■ **PROVIDED MATERIAL**
* * * * *
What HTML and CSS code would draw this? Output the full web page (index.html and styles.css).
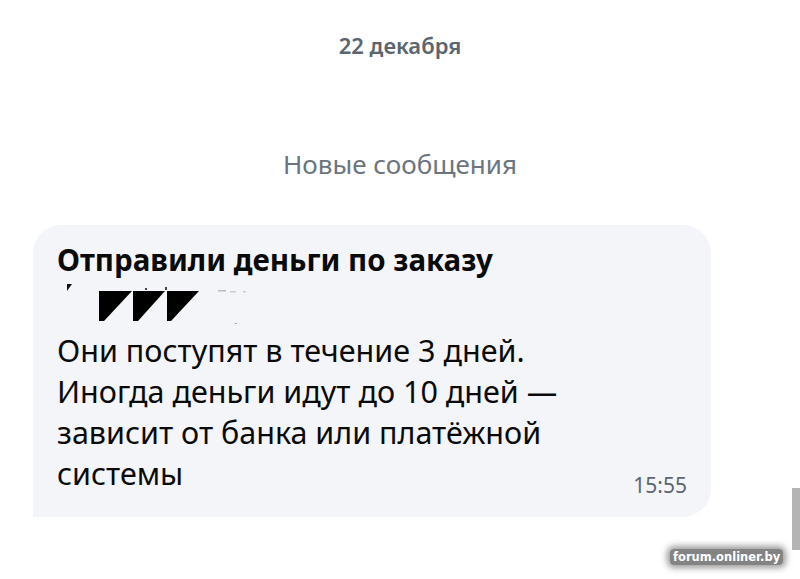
FILE: index.html
```html
<!DOCTYPE html>
<html lang="ru">
<head>
<meta charset="utf-8">
<link rel="stylesheet" href="styles.css">
</head>
<body>
<div class="chat">
  <div class="date">22 декабря</div>
  <div class="divider">Новые сообщения</div>
  <div class="bubble">
    <div class="title">Отправили деньги по заказу</div>
    <svg class="redact" width="200" height="42" viewBox="0 0 200 42">
      <polygon points="12,2 17,2 12,9" fill="#111"/>
      <polygon points="44,9 77,9 49,39 44,39" fill="#000"/>
      <polygon points="78,9 110,9 83,39 78,39" fill="#000"/>
      <polygon points="112,9 144,9 116,39 112,39" fill="#000"/>
      <rect x="90" y="6" width="2" height="2" fill="#444"/>
      <rect x="110" y="5" width="2" height="3" fill="#444"/>
      <rect x="163" y="8" width="8" height="1.5" fill="#bbb"/>
      <rect x="175" y="9" width="6" height="1.5" fill="#ccc"/>
      <rect x="188" y="9" width="3" height="1.5" fill="#ccc"/>
      <rect x="180" y="41" width="1.5" height="1.5" fill="#888"/>
    </svg>
    <div class="text">Они поступят в течение 3 дней.<br>Иногда деньги идут до 10 дней —<br>зависит от банка или платёжной<br>системы</div>
    <div class="time">15:55</div>
  </div>
</div>
<div class="scrollbar"></div>
<div class="watermark">forum.onliner.by</div>
</body>
</html>
```
FILE: styles.css
```css
html, body {
  margin: 0;
  padding: 0;
  background: #ffffff;
}
body {
  width: 800px;
  height: 579px;
  overflow: hidden;
  position: relative;
  font-family: "Noto Sans", "DejaVu Sans", sans-serif;
}
.chat {
  display: flex;
  flex-direction: column;
}
.date {
  margin-top: 31px;
  text-align: center;
  font-size: 22px;
  font-weight: 600;
  color: #5b6570;
  line-height: 28px;
}
.divider {
  margin-top: 88px;
  text-align: center;
  font-size: 26px;
  color: #6b7480;
  line-height: 34px;
}
.bubble {
  margin-top: 44px;
  margin-left: 33px;
  width: 678px;
  height: 292px;
  box-sizing: border-box;
  background: #f4f5f9;
  border-radius: 28px 28px 28px 0;
  padding: 15px 24px 0 24px;
  display: flex;
  flex-direction: column;
  position: relative;
}
.title {
  font-size: 29.5px;
  font-weight: 700;
  color: #0a0a0a;
  line-height: 40px;
}
.redact {
  display: block;
  margin-left: -2px;
  margin-top: 2px;
}
.text {
  font-size: 30.5px;
  color: #0a0a0a;
  line-height: 41px;
  margin-top: 6px;
}
.time {
  position: absolute;
  right: 24px;
  bottom: 18px;
  font-size: 21px;
  color: #5d6570;
}
.scrollbar {
  position: absolute;
  right: 0;
  top: 488px;
  width: 8px;
  height: 62px;
  background: #b4b4b4;
}
.watermark {
  position: absolute;
  left: 670px;
  top: 549px;
  font-family: "DejaVu Sans", sans-serif;
  font-size: 11.5px;
  font-weight: 700;
  color: #ffffff;
  padding: 1px 3px;
  background: rgba(90, 90, 90, 0.75);
  box-shadow: 0 0 6px 3px rgba(90, 90, 90, 0.6);
  border-radius: 4px;
}
```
* * * * *
■ **SET TASK**
Copy the listing over exactly, skipping the pictures it holds.

■ **TASK SOLUTION**
What HTML and CSS code would draw this? Output the full web page (index.html and styles.css).
FILE: index.html
```html
<!DOCTYPE html>
<html lang="ru">
<head>
<meta charset="utf-8">
<link rel="stylesheet" href="styles.css">
</head>
<body>
<div class="chat">
  <div class="date">22 декабря</div>
  <div class="divider">Новые сообщения</div>
  <div class="bubble">
    <div class="title">Отправили деньги по заказу</div>
    <svg class="redact" width="200" height="42" viewBox="0 0 200 42">
      <polygon points="12,2 17,2 12,9" fill="#111"/>
      <polygon points="44,9 77,9 49,39 44,39" fill="#000"/>
      <polygon points="78,9 110,9 83,39 78,39" fill="#000"/>
      <polygon points="112,9 144,9 116,39 112,39" fill="#000"/>
      <rect x="90" y="6" width="2" height="2" fill="#444"/>
      <rect x="110" y="5" width="2" height="3" fill="#444"/>
      <rect x="163" y="8" width="8" height="1.5" fill="#bbb"/>
      <rect x="175" y="9" width="6" height="1.5" fill="#ccc"/>
      <rect x="188" y="9" width="3" height="1.5" fill="#ccc"/>
      <rect x="180" y="41" width="1.5" height="1.5" fill="#888"/>
    </svg>
    <div class="text">Они поступят в течение 3 дней.<br>Иногда деньги идут до 10 дней —<br>зависит от банка или платёжной<br>системы</div>
    <div class="time">15:55</div>
  </div>
</div>
<div class="scrollbar"></div>
<div class="watermark">forum.onliner.by</div>
</body>
</html>
```
FILE: styles.css
```css
html, body {
  margin: 0;
  padding: 0;
  background: #ffffff;
}
body {
  width: 800px;
  height: 579px;
  overflow: hidden;
  position: relative;
  font-family: "Noto Sans", "DejaVu Sans", sans-serif;
}
.chat {
  display: flex;
  flex-direction: column;
}
.date {
  margin-top: 31px;
  text-align: center;
  font-size: 22px;
  font-weight: 600;
  color: #5b6570;
  line-height: 28px;
}
.divider {
  margin-top: 88px;
  text-align: center;
  font-size: 26px;
  color: #6b7480;
  line-height: 34px;
}
.bubble {
  margin-top: 44px;
  margin-left: 33px;
  width: 678px;
  height: 292px;
  box-sizing: border-box;
  background: #f4f5f9;
  border-radius: 28px 28px 28px 0;
  padding: 15px 24px 0 24px;
  display: flex;
  flex-direction: column;
  position: relative;
}
.title {
  font-size: 29.5px;
  font-weight: 700;
  color: #0a0a0a;
  line-height: 40px;
}
.redact {
  display: block;
  margin-left: -2px;
  margin-top: 2px;
}
.text {
  font-size: 30.5px;
  color: #0a0a0a;
  line-height: 41px;
  margin-top: 6px;
}
.time {
  position: absolute;
  right: 24px;
  bottom: 18px;
  font-size: 21px;
  color: #5d6570;
}
.scrollbar {
  position: absolute;
  right: 0;
  top: 488px;
  width: 8px;
  height: 62px;
  background: #b4b4b4;
}
.watermark {
  position: absolute;
  left: 670px;
  top: 549px;
  font-family: "DejaVu Sans", sans-serif;
  font-size: 11.5px;
  font-weight: 700;
  color: #ffffff;
  padding: 1px 3px;
  background: rgba(90, 90, 90, 0.75);
  box-shadow: 0 0 6px 3px rgba(90, 90, 90, 0.6);
  border-radius: 4px;
}
```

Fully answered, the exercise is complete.